First records of Chinese furniture were found among excavated material in the form of stone engravings and stamped bricks dating back to 1500 to 1000 BC. These relics depict people using small furniture such as low tables, screens and armrests for sitting cross-legged on mats and kneeling.
Some early examples of excavated lacquer furniture circa 500 BC, show a preference for unadorned simplicity and minimalism. Other examples from the same era show intricate carvings and use unique colour patterns as decoration. The themes of form and function are a persistent pattern throughout the long lineage of Chinese furniture.
The shift towards high seating was incited by foreign influences and a radical shift towards Buddhism in Chinese culture around 200 AD.
In the 2nd Century AD, the Han Emperor Ling was recorded to have a fascination with foreign objects, including the “Barbarian Seat” which refers to a folding stool used by one of the nomadic tribes of the remote western and northern regions. These stools, which were also used for mounting horses, were very portable and quickly became popular seats for travellers and hunters.
With the early arrival of Buddhism, many aspects of Chinese culture were affected, this also includes furniture. The ideas of enlightenment were linked with being raised off the ground, in the same way that Buddha sat on a platform rather than just a ground mat. Since then, the platform seat has been adopted as a seat of honour for special guests, officials and dignitaries. Han Dynasty records from 206 BC – 220 AD indicate that these platforms were called ta; the longer versions of these platforms resembled benches and were called chuang. These were used for both sitting and reclining.
The eastward migration of Buddhism from India meant that chairs and raised platforms started to appear with increasing frequency. The high seats denoted high status and were frequently used to enhance the image of educators or great masters, as well as the tradition of being surrounded by disciples who normally sat on lower stools.
Distinctively hour-glass shaped, rattan-like stools made of straw and basketwork started to appear during the Northern and Southern Dynasties around 386-585 AD. Similarly styled chairs can still be found around parts of modern China.
Soon after the introduction of sitting platforms, the raised platform also began to function as a large mid-height dining table.
By the beginning of the Tang Dynasty from 618 – 907 AD, chairs and stools had become common pieces of furniture for the elite and people of rank. Early models of the yoke back and round back chair are depicted in contemporary paintings and wall murals.
With the Northern and Southern Song periods (960 – 1279 AD), wooden furnishings had become prevalent among all ranks of society with many types of high furniture available, including backed chairs, stools, tables and benches. While the majority of people could afford only simple functional designs, the elite tended to own more ornamental and intricate styles of furniture. These include waisted corner-leg furniture, which was more elegant and inspired by early Scythian and Greek architecture.

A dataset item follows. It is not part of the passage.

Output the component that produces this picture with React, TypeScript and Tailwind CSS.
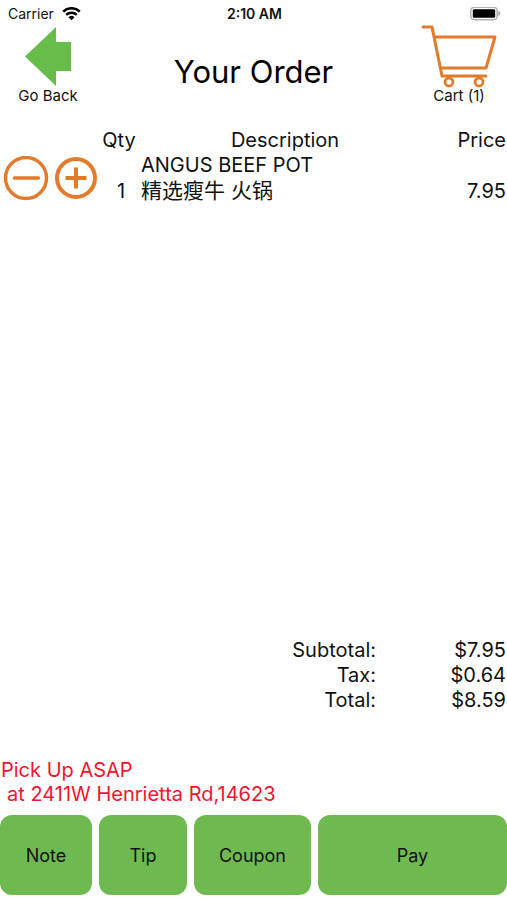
import React from "react";

const actions = ["Note", "Tip", "Coupon", "Pay"];

const totals = [
  { label: "Subtotal:", value: "$7.95" },
  { label: "Tax:", value: "$0.64" },
  { label: "Total:", value: "$8.59" },
];

function StatusBar() {
  return (
    <div className="grid h-7 grid-cols-3 items-center pl-2 pr-1.5 text-sm leading-4">
      <div className="flex items-center gap-2">
        <span>Carrier</span>
        <svg width="19" height="14" viewBox="0 0 19 14" fill="none" aria-hidden="true">
          <path d="M1.2 4.6a12 12 0 0 1 16.6 0" stroke="#000" strokeWidth="2.6" />
          <path d="M4.2 7.9a7.7 7.7 0 0 1 10.6 0" stroke="#000" strokeWidth="2.4" />
          <path d="M9.5 13.3 6.5 10.3a4.3 4.3 0 0 1 6 0z" fill="#000" />
        </svg>
      </div>
      <span className="text-center font-semibold">2:10 AM</span>
      <svg className="justify-self-end" width="31" height="14" viewBox="0 0 31 14" aria-hidden="true">
        <rect x="0.8" y="0.3" width="26.4" height="12.4" rx="3.5" fill="#fff" stroke="#b0b0b0" strokeWidth="1.5" />
        <rect x="2.8" y="2.2" width="22.4" height="8.6" rx="1.4" fill="#000" />
        <path d="M28.4 4c2.4 1 2.4 4 0 5z" fill="#a0a0a0" />
      </svg>
    </div>
  );
}

function Header() {
  return (
    <header className="grid grid-cols-[96px_1fr_96px] items-center">
      <button type="button" className="flex flex-col items-center text-[15px] leading-4">
        <svg className="overflow-visible" width="48" height="60" viewBox="0 0 48 60" aria-hidden="true">
          <path d="M1 28.5 32 -1V14h15v29H32v15z" fill="#68bd4a" />
        </svg>
        <span>Go Back</span>
      </button>
      <h1 className="pt-3 text-center text-[31px] leading-10 text-black">Your Order</h1>
      <button type="button" className="flex flex-col items-center text-[15px] leading-4">
        <svg className="overflow-visible" width="76" height="60" viewBox="0 0 76 60" fill="none" stroke="#e27b2c" aria-hidden="true">
          <path d="M2 -1h9l10 49h44" strokeWidth="3" strokeLinejoin="round" strokeLinecap="round" />
          <path d="M13 9h61l-9 31H20" strokeWidth="3" strokeLinejoin="round" />
          <circle cx="28" cy="54" r="4" strokeWidth="2.8" />
          <circle cx="58" cy="54" r="4" strokeWidth="2.8" />
        </svg>
        <span>Cart (1)</span>
      </button>
    </header>
  );
}

function OrderTable() {
  return (
    <table className="mt-6 w-full table-fixed text-xl leading-[25px]">
      <colgroup>
        <col className="w-[102px]" />
        <col className="w-[34px]" />
        <col />
        <col className="w-[76px]" />
      </colgroup>
      <thead>
        <tr>
          <td />
          <th className="font-normal">Qty</th>
          <th className="pl-1 font-normal">Description</th>
          <th className="text-right font-normal">Price</th>
        </tr>
      </thead>
      <tbody>
        <tr>
          <td className="pl-[3px]">
            <div className="flex items-center gap-1.5">
              <button type="button" aria-label="Decrease quantity">
                <svg width="46" height="46" viewBox="0 0 46 46" fill="none" stroke="#e27b2c" strokeLinecap="round">
                  <circle cx="23" cy="22" r="20.5" strokeWidth="3.4" />
                  <path d="M11.500 22h24" strokeWidth="3.4" />
                </svg>
              </button>
              <button type="button" aria-label="Increase quantity">
                <svg width="43" height="43" viewBox="0 0 43 43" fill="none" stroke="#e27b2c">
                  <circle cx="21" cy="21" r="19" strokeWidth="4" />
                  <path d="M10.500 21h21M21 10.500v21" strokeWidth="4" />
                </svg>
              </button>
            </div>
          </td>
          <td className="pl-1 text-center align-bottom">1</td>
          <td className="pl-[5px] align-bottom">
            ANGUS BEEF POT
            <br />
            <span className="text-[21px]">精选瘦牛 火锅</span>
          </td>
          <td className="text-right align-bottom">7.95</td>
        </tr>
      </tbody>
    </table>
  );
}

export default function App() {
  return (
    <main className="flex min-h-screen flex-col bg-white font-['Inter','Noto_Sans_CJK_SC',sans-serif] text-[#111111]">
      <StatusBar />
      <Header />
      <div className="flex-1 pr-px">
        <OrderTable />
      </div>
      <dl className="grid grid-cols-[1fr_130px] pr-px text-right text-xl leading-[25px]">
        {totals.map((row) => (
          <React.Fragment key={row.label}>
            <dt>{row.label}</dt>
            <dd>{row.value}</dd>
          </React.Fragment>
        ))}
      </dl>
      <p className="mt-[45px] pl-px text-xl leading-6 text-[#f5132d]">
        Pick Up ASAP
        <br />
        <span className="pl-1.5">at 2411W Henrietta Rd,14623</span>
      </p>
      <nav className="mt-[9px] mb-[5px] grid h-20 grid-cols-[92fr_88fr_117fr_189fr] gap-[7px] text-lg">
        {actions.map((label) => (
          <button key={label} type="button" className="rounded-xl bg-[#6fba50] pt-0.5">
            {label}
          </button>
        ))}
      </nav>
    </main>
  );
}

The basic styles and formed developed during the Song period continued to evolve and develop through the Yuan and Ming periods into more curved and robust forms that were finished off with smooth, thick lacquer coatings and finely detailed and colourful decorations
After the lift on the import ban in 1567, during the early Qing period, there was an abundance of furniture in the minimalist classical style produced from tropical hardwood. The use of these hard, dense woods created great advancements in joinery techniques which were previously impossible with softer wood. The furniture of the time was elegant and at the same time understated which made it popular with the tastes of the scholarly and the officials. The style also became popular with the newly-rich merchant class of the time.
With the fall of the Ming Dynasty in 1644, China came once more under the rule of the Qing Emperors. While the early Qing furniture makers preferred classic patterns, there was a notable shift towards more refinement in terms of decoration. This was a reflection of Emperor Qianlong’s great interest in classic Chinese arts which by extension affected the furniture styles. The result saw more angular furniture forms which were often generously adorned with traditional decoration.